Exercise directions: Take the material below and retype it in full; pictures are left out.

(Rows from a dataset of pages and code)
*****

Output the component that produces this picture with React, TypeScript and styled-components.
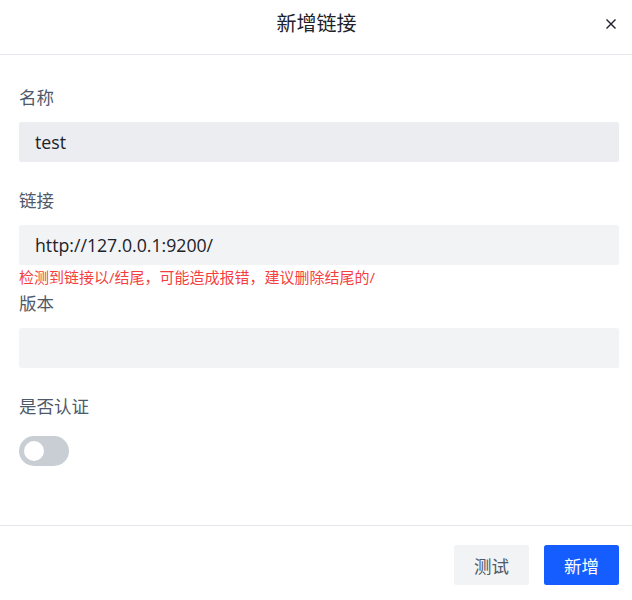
import React from "react";
import styled, { createGlobalStyle } from "styled-components";

const GlobalStyle = createGlobalStyle`
  html, body {
    margin: 0;
    padding: 0;
    background: #ffffff;
  }
  body {
    font-family: "Open Sans", "Noto Sans CJK SC", sans-serif;
    -webkit-font-smoothing: antialiased;
  }
  * { box-sizing: border-box; }
`;

const Modal = styled.div`
  width: 632px;
  min-height: 600px;
  background: #ffffff;
  display: flex;
  flex-direction: column;
`;

const Header = styled.header`
  height: 55px;
  padding: 0 15px 6px 16px;
  border-bottom: 1px solid #e5e6eb;
  display: grid;
  grid-template-columns: 1fr auto 1fr;
  align-items: center;
`;

const Title = styled.h1`
  grid-column: 2;
  margin: 0;
  font-size: 20px;
  line-height: 28px;
  font-weight: 400;
  color: #1d2129;
`;

const CloseButton = styled.button`
  grid-column: 3;
  justify-self: end;
  width: 12px;
  height: 12px;
  padding: 0;
  border: none;
  background: transparent;
  display: flex;
  align-items: center;
  justify-content: center;
  cursor: pointer;
  color: #1d2129;
`;

const Body = styled.div`
  padding: 30px 13px 28px 19px;
  display: flex;
  flex-direction: column;
`;

const Item = styled.div<{ $error?: boolean }>`
  display: flex;
  flex-direction: column;
  margin-bottom: ${(p) => (p.$error ? "0" : "26px")};
`;

const Label = styled.label`
  font-size: 17.5px;
  line-height: 25px;
  color: #4e5969;
  margin-bottom: 12px;
`;

const Input = styled.input<{ $hover?: boolean }>`
  height: 40px;
  width: 100%;
  border: none;
  outline: none;
  border-radius: 2.5px;
  padding: 0 16px;
  font-family: inherit;
  font-size: 17.7px;
  color: #1d2129;
  background: ${(p) => (p.$hover ? "#ecedf1" : "#f2f3f5")};
`;

const ErrorText = styled.div`
  height: 26px;
  font-size: 15px;
  line-height: 24px;
  color: #f53f3f;
`;

const SwitchRow = styled.div`
  height: 40px;
  display: flex;
  align-items: center;
`;

const Switch = styled.button<{ $on?: boolean }>`
  width: 50px;
  height: 30px;
  border-radius: 15px;
  border: none;
  padding: 0 5px;
  display: flex;
  align-items: center;
  justify-content: ${(p) => (p.$on ? "flex-end" : "flex-start")};
  background: ${(p) => (p.$on ? "#165dff" : "#c9cdd4")};
  cursor: pointer;
`;

const Knob = styled.span`
  width: 20px;
  height: 20px;
  border-radius: 50%;
  background: #ffffff;
`;

const Footer = styled.footer`
  border-top: 1px solid #e5e6eb;
  padding: 19px 13px 14px 19px;
  display: flex;
  justify-content: flex-end;
  gap: 15px;
`;

const Button = styled.button<{ $primary?: boolean }>`
  height: 40px;
  padding: 0 20px;
  border: none;
  border-radius: 2.5px;
  font-family: inherit;
  font-size: 17.5px;
  cursor: pointer;
  background: ${(p) => (p.$primary ? "#165dff" : "#f2f3f5")};
  color: ${(p) => (p.$primary ? "#ffffff" : "#4e5969")};
`;

export default function App() {
  return (
    <>
      <GlobalStyle />
      <Modal>
        <Header>
          <Title>新增链接</Title>
          <CloseButton aria-label="close">
            <svg width="10" height="10" viewBox="0 0 10 10" fill="none">
              <path d="M1 1L9 9M9 1L1 9" stroke="currentColor" strokeWidth="1.4" strokeLinecap="square" />
            </svg>
          </CloseButton>
        </Header>
        <Body>
          <Item>
            <Label>名称</Label>
            <Input $hover readOnly defaultValue="test" />
          </Item>
          <Item $error>
            <Label>链接</Label>
            <Input readOnly defaultValue="http://127.0.0.1:9200/" />
            <ErrorText>检测到链接以/结尾，可能造成报错，建议删除结尾的/</ErrorText>
          </Item>
          <Item>
            <Label>版本</Label>
            <Input readOnly defaultValue="" />
          </Item>
          <Item>
            <Label>是否认证</Label>
            <SwitchRow>
              <Switch aria-label="auth">
                <Knob />
              </Switch>
            </SwitchRow>
          </Item>
        </Body>
        <Footer>
          <Button>测试</Button>
          <Button $primary>新增</Button>
        </Footer>
      </Modal>
    </>
  );
}
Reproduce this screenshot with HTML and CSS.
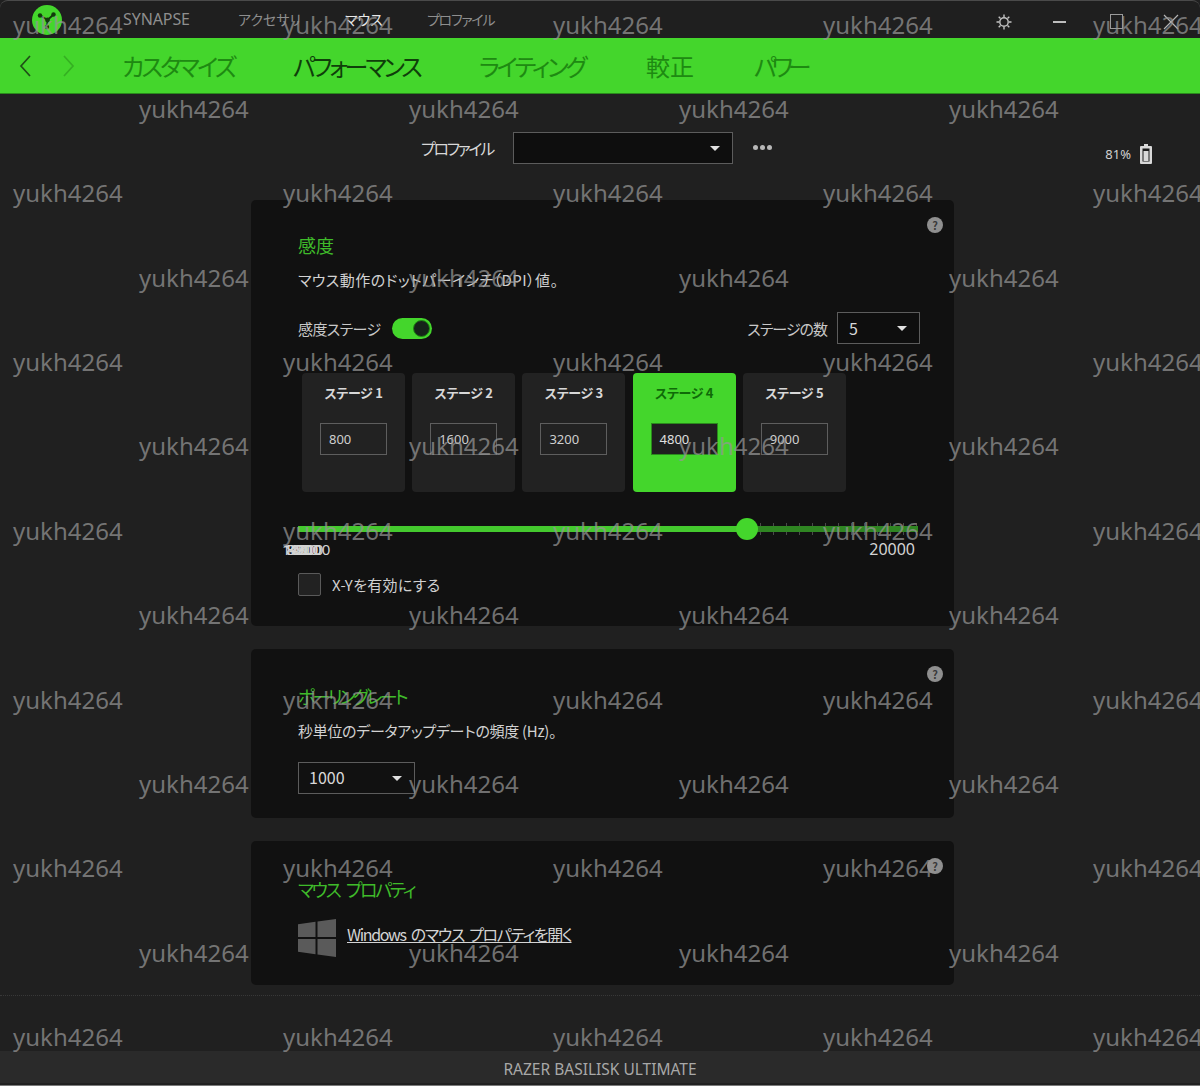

*****

Complete output:
Output the component that produces this picture with React, TypeScript and styled-components.
import React from "react";
import styled, { createGlobalStyle } from "styled-components";

const GlobalStyle = createGlobalStyle`
  html, body {
    margin: 0;
    padding: 0;
    background: #ffffff;
  }
  body {
    font-family: "Open Sans", "Noto Sans CJK SC", sans-serif;
    -webkit-font-smoothing: antialiased;
  }
  * { box-sizing: border-box; }
`;

const Modal = styled.div`
  width: 632px;
  min-height: 600px;
  background: #ffffff;
  display: flex;
  flex-direction: column;
`;

const Header = styled.header`
  height: 55px;
  padding: 0 15px 6px 16px;
  border-bottom: 1px solid #e5e6eb;
  display: grid;
  grid-template-columns: 1fr auto 1fr;
  align-items: center;
`;

const Title = styled.h1`
  grid-column: 2;
  margin: 0;
  font-size: 20px;
  line-height: 28px;
  font-weight: 400;
  color: #1d2129;
`;

const CloseButton = styled.button`
  grid-column: 3;
  justify-self: end;
  width: 12px;
  height: 12px;
  padding: 0;
  border: none;
  background: transparent;
  display: flex;
  align-items: center;
  justify-content: center;
  cursor: pointer;
  color: #1d2129;
`;

const Body = styled.div`
  padding: 30px 13px 28px 19px;
  display: flex;
  flex-direction: column;
`;

const Item = styled.div<{ $error?: boolean }>`
  display: flex;
  flex-direction: column;
  margin-bottom: ${(p) => (p.$error ? "0" : "26px")};
`;

const Label = styled.label`
  font-size: 17.5px;
  line-height: 25px;
  color: #4e5969;
  margin-bottom: 12px;
`;

const Input = styled.input<{ $hover?: boolean }>`
  height: 40px;
  width: 100%;
  border: none;
  outline: none;
  border-radius: 2.5px;
  padding: 0 16px;
  font-family: inherit;
  font-size: 17.7px;
  color: #1d2129;
  background: ${(p) => (p.$hover ? "#ecedf1" : "#f2f3f5")};
`;

const ErrorText = styled.div`
  height: 26px;
  font-size: 15px;
  line-height: 24px;
  color: #f53f3f;
`;

const SwitchRow = styled.div`
  height: 40px;
  display: flex;
  align-items: center;
`;

const Switch = styled.button<{ $on?: boolean }>`
  width: 50px;
  height: 30px;
  border-radius: 15px;
  border: none;
  padding: 0 5px;
  display: flex;
  align-items: center;
  justify-content: ${(p) => (p.$on ? "flex-end" : "flex-start")};
  background: ${(p) => (p.$on ? "#165dff" : "#c9cdd4")};
  cursor: pointer;
`;

const Knob = styled.span`
  width: 20px;
  height: 20px;
  border-radius: 50%;
  background: #ffffff;
`;

const Footer = styled.footer`
  border-top: 1px solid #e5e6eb;
  padding: 19px 13px 14px 19px;
  display: flex;
  justify-content: flex-end;
  gap: 15px;
`;

const Button = styled.button<{ $primary?: boolean }>`
  height: 40px;
  padding: 0 20px;
  border: none;
  border-radius: 2.5px;
  font-family: inherit;
  font-size: 17.5px;
  cursor: pointer;
  background: ${(p) => (p.$primary ? "#165dff" : "#f2f3f5")};
  color: ${(p) => (p.$primary ? "#ffffff" : "#4e5969")};
`;

export default function App() {
  return (
    <>
      <GlobalStyle />
      <Modal>
        <Header>
          <Title>新增链接</Title>
          <CloseButton aria-label="close">
            <svg width="10" height="10" viewBox="0 0 10 10" fill="none">
              <path d="M1 1L9 9M9 1L1 9" stroke="currentColor" strokeWidth="1.4" strokeLinecap="square" />
            </svg>
          </CloseButton>
        </Header>
        <Body>
          <Item>
            <Label>名称</Label>
            <Input $hover readOnly defaultValue="test" />
          </Item>
          <Item $error>
            <Label>链接</Label>
            <Input readOnly defaultValue="http://127.0.0.1:9200/" />
            <ErrorText>检测到链接以/结尾，可能造成报错，建议删除结尾的/</ErrorText>
          </Item>
          <Item>
            <Label>版本</Label>
            <Input readOnly defaultValue="" />
          </Item>
          <Item>
            <Label>是否认证</Label>
            <SwitchRow>
              <Switch aria-label="auth">
                <Knob />
              </Switch>
            </SwitchRow>
          </Item>
        </Body>
        <Footer>
          <Button>测试</Button>
          <Button $primary>新增</Button>
        </Footer>
      </Modal>
    </>
  );
}
Reproduce this screenshot with HTML and CSS.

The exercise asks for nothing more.